Manche Menschen sind so sehr mit ihrem eigenen Überleben beschäftigt, dass sie deine Nähe als Bedrohung empfinden. Sie halten dich auf Abstand, weil sie gelernt haben, dass niemand bleibt. Und aus Angst vor dem Verlust zerstören sie die Verbindung, bevor sie entsteht. Nicht, weil du falsch bist, sondern weil sie unfähig sind.
Das ist die Art Schmerz, die man nicht verdient. Aber sie ist die Art Erkenntnis, die man braucht.
Denn irgendwann – nach genug Nächten, nach genug Tränen, nach genug Momenten, in denen du dich fragst, warum du nicht gereicht hast – begreifst du:
Du wolltest heilen, was nicht deine Aufgabe war.
Du wolltest retten, was sich selbst nicht retten wollte.
Du wolltest jemanden lieben, der nicht einmal sich selbst liebt.
Und du zahltest den Preis.
Doch der vielleicht wichtigste Teil dieser Geschichte ist nicht der Schmerz, sondern das, was danach kommt: die Rückkehr zu dir selbst. Zu der Frau, die tief fühlt. Die stark liebt.
Die alles gibt, was sie hat, wenn jemand es verdient. Die nicht abgestumpft ist, sondern mutig. Die nicht kaputt ist, sondern gewachsen.

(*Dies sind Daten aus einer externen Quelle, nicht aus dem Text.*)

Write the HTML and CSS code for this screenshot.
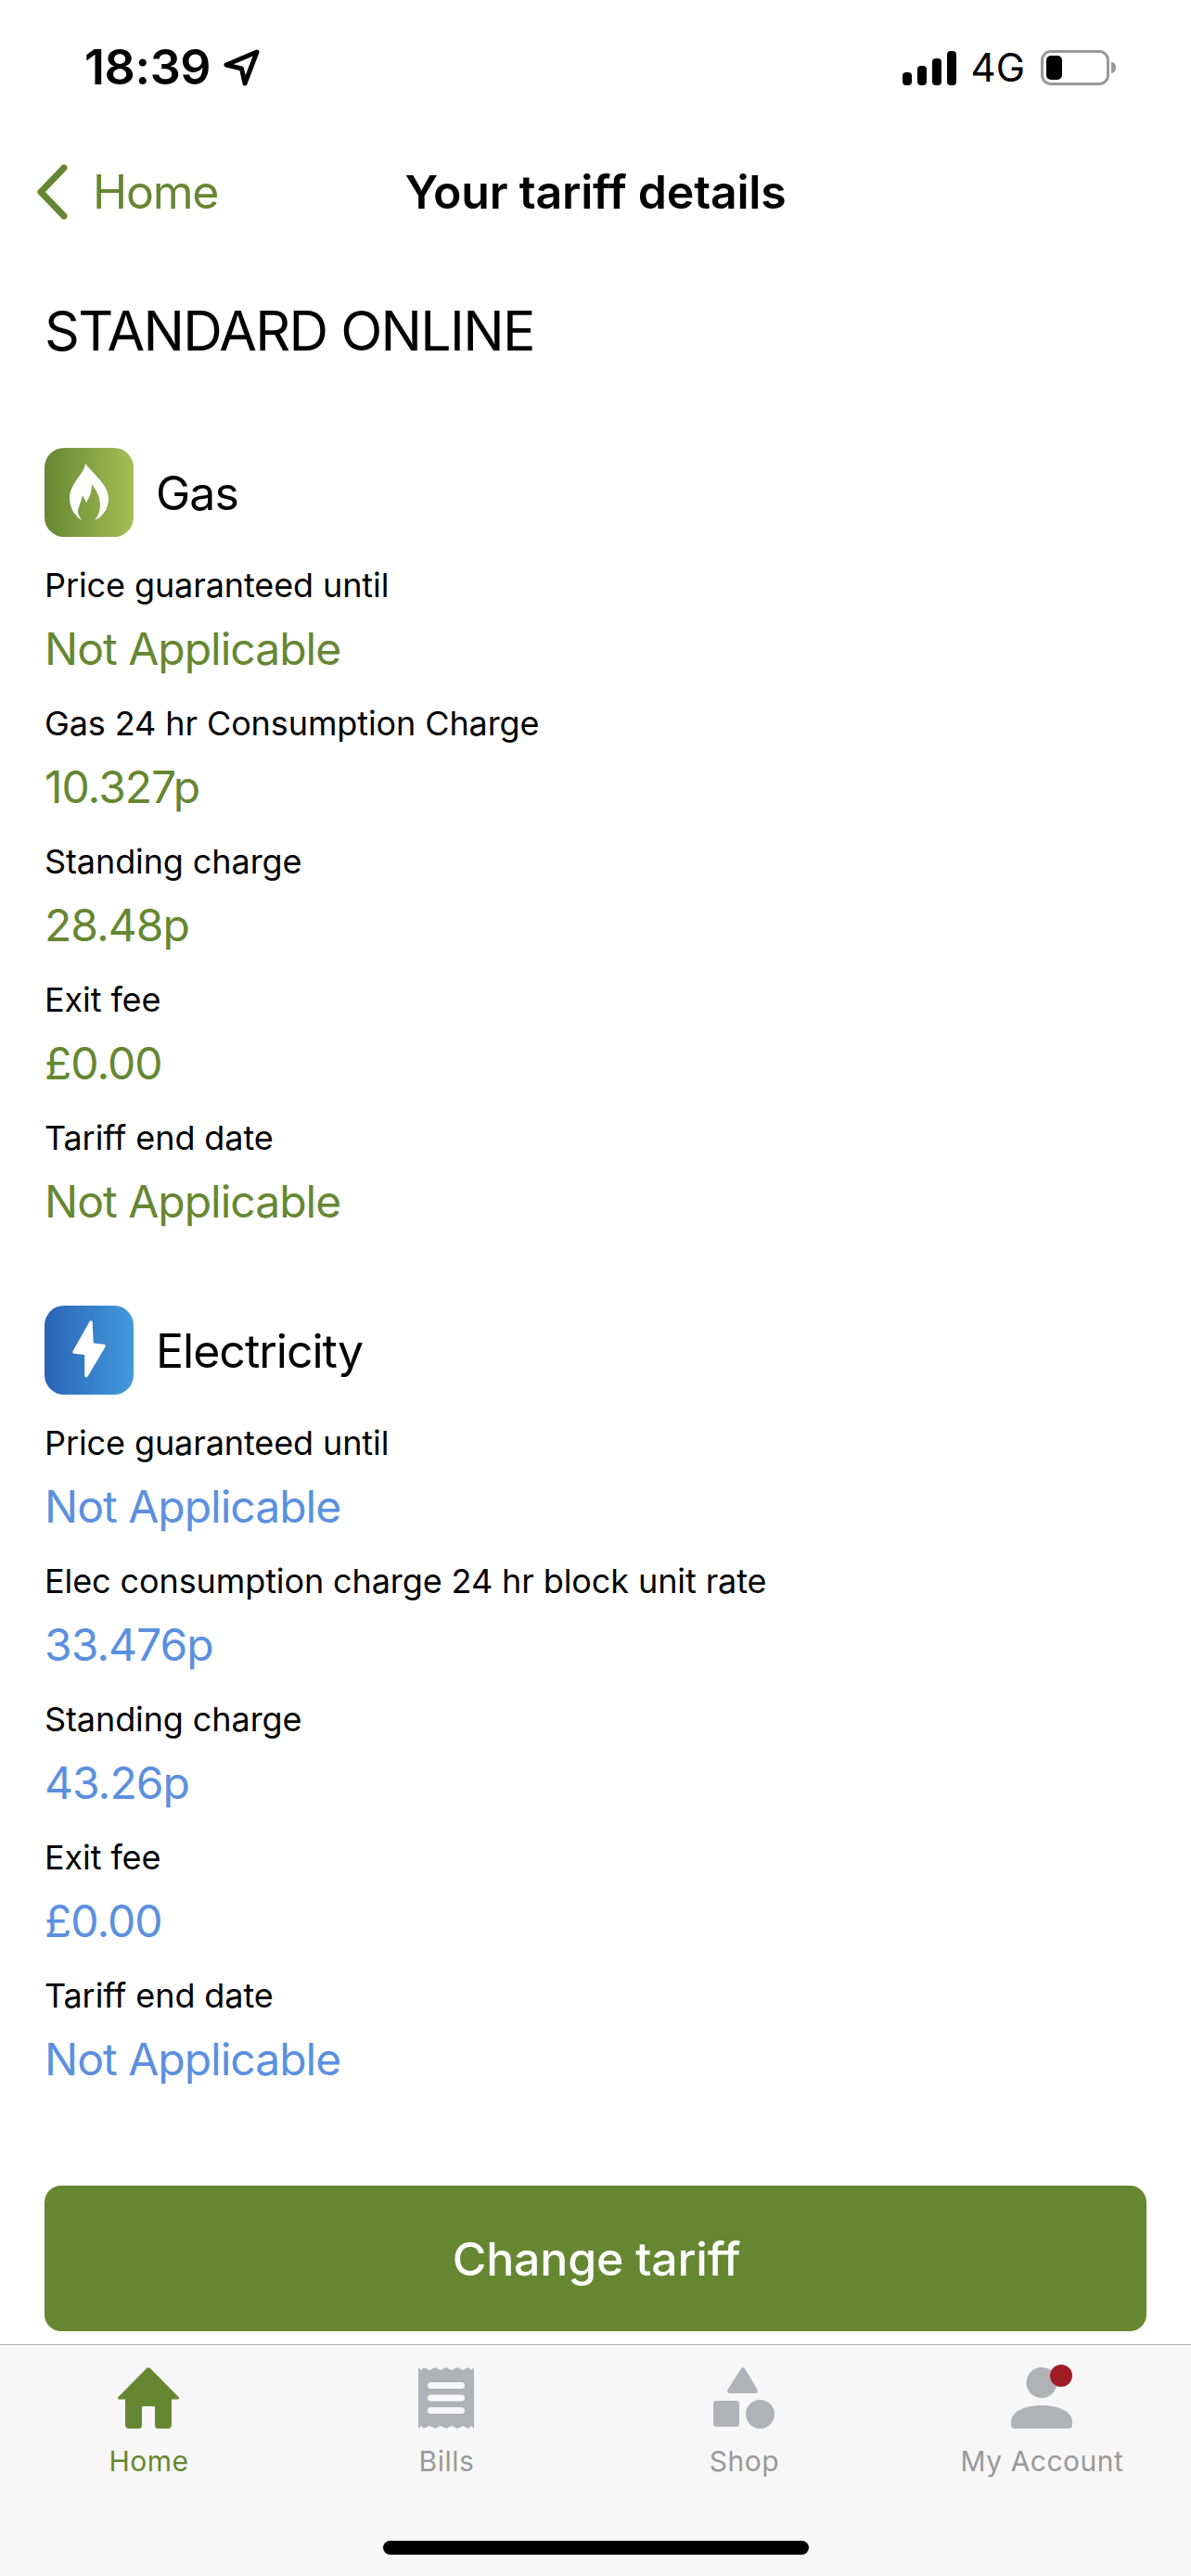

Ich dachte lange, ich hätte verloren. Heute weiß ich: Ich habe mich wiedergefunden.
Ich wollte ihm die Liebe geben, die er nie bekam.
Doch jetzt gebe ich mir selbst die Liebe, die ich immer verdient habe.
Und das fühlt sich zum ersten Mal nicht wie Schmerz an, sondern wie Heilung.